• _Records shown_
• • • •

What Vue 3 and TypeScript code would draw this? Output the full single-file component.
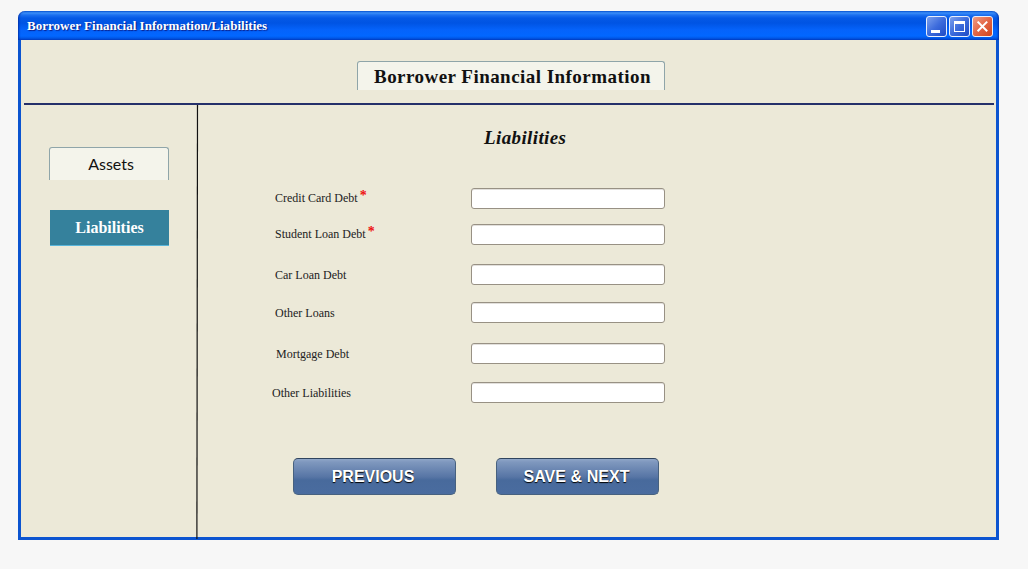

• • • •

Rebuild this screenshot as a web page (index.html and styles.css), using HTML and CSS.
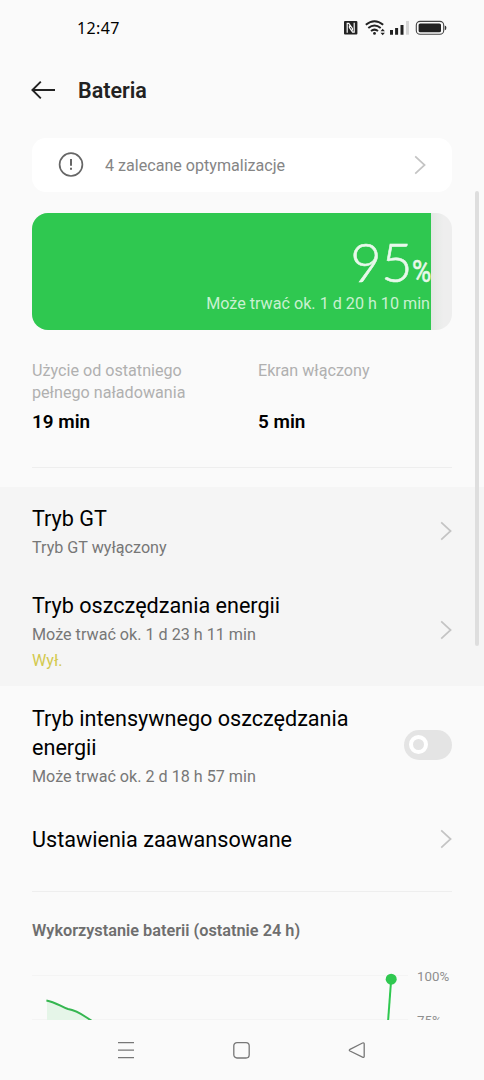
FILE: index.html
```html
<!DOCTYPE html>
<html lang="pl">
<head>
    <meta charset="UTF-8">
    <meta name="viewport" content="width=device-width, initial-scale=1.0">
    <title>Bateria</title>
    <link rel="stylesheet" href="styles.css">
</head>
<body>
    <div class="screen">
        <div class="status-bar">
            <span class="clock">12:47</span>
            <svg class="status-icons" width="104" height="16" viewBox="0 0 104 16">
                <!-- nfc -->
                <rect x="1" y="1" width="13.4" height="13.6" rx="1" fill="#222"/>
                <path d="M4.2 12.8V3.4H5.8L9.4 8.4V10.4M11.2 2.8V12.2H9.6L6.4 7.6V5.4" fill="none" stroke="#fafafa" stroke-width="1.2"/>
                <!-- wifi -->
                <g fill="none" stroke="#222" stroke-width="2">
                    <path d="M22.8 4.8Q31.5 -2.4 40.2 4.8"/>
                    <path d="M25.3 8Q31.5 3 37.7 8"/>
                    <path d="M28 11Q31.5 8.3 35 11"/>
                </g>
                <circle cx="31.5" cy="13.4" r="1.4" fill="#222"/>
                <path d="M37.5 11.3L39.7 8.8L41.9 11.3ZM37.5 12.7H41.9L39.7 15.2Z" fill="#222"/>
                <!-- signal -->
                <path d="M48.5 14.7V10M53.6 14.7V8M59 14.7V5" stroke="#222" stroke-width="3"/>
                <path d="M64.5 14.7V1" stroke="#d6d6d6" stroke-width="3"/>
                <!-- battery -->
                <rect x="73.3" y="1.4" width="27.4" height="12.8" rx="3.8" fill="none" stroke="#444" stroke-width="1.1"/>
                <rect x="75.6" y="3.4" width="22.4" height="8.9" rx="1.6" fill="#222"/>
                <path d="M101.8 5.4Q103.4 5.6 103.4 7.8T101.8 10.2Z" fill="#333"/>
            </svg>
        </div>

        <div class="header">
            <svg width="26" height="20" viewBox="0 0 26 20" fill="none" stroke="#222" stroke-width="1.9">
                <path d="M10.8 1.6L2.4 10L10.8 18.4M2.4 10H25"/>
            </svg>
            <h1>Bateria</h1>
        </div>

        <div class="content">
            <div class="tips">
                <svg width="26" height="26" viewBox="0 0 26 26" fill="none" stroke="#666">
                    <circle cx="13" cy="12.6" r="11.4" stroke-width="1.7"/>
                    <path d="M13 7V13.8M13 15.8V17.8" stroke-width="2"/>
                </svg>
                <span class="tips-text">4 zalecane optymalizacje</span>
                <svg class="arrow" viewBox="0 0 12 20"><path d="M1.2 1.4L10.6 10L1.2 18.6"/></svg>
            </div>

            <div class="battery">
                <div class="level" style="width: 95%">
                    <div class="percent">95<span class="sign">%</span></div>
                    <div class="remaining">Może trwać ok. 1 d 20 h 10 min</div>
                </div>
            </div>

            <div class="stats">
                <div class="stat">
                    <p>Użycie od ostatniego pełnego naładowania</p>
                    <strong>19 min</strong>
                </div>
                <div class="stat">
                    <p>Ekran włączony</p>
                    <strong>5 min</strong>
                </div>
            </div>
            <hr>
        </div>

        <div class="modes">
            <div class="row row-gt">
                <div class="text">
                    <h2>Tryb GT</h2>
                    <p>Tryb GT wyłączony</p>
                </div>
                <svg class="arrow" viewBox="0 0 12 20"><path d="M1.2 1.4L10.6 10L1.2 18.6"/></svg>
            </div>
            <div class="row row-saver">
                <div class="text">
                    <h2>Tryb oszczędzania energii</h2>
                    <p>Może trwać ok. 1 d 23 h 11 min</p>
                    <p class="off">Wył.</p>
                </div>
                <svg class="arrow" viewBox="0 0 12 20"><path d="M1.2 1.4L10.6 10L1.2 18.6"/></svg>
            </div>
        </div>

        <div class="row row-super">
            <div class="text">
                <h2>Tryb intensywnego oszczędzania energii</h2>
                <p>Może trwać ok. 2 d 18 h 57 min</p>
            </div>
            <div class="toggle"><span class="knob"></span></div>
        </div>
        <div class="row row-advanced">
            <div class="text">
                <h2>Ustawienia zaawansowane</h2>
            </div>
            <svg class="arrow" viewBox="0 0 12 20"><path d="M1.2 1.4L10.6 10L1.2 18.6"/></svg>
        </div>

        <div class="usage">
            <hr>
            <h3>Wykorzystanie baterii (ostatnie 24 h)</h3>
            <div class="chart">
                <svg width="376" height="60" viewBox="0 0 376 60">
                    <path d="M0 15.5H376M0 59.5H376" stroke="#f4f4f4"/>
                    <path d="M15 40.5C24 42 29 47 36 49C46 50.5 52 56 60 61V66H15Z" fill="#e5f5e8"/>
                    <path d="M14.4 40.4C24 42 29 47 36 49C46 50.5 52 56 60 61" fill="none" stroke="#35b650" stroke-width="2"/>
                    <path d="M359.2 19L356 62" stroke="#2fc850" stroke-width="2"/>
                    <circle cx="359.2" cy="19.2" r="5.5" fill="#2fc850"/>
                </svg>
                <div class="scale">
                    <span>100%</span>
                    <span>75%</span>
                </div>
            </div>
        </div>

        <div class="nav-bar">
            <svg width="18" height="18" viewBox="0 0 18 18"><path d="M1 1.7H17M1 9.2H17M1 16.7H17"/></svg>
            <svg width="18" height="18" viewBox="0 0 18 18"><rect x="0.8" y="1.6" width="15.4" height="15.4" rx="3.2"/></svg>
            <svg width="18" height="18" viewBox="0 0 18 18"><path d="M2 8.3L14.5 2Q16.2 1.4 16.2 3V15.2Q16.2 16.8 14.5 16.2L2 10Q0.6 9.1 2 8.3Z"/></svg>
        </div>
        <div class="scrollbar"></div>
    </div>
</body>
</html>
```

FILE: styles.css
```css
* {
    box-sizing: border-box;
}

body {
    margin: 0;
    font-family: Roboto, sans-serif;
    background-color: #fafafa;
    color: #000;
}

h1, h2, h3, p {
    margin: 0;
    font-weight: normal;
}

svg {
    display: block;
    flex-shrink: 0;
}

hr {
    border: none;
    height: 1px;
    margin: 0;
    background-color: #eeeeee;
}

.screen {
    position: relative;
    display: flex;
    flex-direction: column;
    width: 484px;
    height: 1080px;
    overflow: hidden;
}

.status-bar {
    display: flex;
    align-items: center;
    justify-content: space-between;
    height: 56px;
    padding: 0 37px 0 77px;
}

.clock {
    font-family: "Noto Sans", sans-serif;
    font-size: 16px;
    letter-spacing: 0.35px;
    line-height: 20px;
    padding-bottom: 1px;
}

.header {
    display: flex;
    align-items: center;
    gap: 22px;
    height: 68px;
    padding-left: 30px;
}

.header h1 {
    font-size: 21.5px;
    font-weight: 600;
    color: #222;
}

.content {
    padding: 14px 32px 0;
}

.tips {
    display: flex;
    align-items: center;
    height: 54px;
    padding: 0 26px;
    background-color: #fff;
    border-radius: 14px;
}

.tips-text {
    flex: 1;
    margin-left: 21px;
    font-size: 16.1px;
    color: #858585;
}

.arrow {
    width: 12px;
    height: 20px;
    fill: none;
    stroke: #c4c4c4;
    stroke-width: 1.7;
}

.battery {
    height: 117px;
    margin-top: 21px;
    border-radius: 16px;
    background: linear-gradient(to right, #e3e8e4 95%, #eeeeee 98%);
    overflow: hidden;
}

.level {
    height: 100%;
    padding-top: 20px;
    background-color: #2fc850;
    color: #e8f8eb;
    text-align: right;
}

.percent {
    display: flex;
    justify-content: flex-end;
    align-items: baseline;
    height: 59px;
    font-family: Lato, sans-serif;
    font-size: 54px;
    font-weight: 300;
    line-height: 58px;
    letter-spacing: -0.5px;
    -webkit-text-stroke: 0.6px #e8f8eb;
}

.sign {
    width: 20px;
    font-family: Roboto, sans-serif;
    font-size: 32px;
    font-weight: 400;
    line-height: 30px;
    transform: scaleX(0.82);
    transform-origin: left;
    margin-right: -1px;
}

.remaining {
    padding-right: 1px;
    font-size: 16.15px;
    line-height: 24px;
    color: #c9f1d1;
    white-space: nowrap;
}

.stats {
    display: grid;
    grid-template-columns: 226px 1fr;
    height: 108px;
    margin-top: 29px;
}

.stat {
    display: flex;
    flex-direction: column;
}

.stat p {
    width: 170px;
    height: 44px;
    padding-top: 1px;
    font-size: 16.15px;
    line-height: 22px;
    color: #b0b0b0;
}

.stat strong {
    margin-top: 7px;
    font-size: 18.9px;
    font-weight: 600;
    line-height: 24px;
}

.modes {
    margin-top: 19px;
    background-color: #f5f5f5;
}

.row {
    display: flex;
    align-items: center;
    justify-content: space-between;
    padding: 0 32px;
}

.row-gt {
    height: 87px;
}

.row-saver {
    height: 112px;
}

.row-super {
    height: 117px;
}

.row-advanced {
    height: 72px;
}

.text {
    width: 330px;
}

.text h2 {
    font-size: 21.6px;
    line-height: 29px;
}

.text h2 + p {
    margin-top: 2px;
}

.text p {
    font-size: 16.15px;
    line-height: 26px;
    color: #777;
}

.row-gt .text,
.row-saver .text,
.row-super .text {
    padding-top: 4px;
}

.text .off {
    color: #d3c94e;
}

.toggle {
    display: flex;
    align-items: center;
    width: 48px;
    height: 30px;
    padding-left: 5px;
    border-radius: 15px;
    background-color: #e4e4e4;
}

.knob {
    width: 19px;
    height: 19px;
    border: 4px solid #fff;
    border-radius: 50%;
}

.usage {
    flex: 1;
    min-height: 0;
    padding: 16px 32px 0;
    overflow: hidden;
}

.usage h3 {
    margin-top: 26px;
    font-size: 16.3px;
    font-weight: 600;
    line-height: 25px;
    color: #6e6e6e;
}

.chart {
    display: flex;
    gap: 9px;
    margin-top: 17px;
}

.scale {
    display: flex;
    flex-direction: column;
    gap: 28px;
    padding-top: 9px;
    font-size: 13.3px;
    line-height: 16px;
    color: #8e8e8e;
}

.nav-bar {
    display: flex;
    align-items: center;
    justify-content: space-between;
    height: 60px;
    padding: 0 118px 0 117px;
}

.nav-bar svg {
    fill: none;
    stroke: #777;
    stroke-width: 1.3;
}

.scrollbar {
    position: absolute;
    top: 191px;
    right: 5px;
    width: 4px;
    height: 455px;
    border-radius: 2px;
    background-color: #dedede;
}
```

• • • •

• _Task directions_
Search the data above for lines holding "index" and copy each of them.

• _Complete output_
Rebuild this screenshot as a web page (index.html and styles.css), using HTML and CSS.
FILE: index.html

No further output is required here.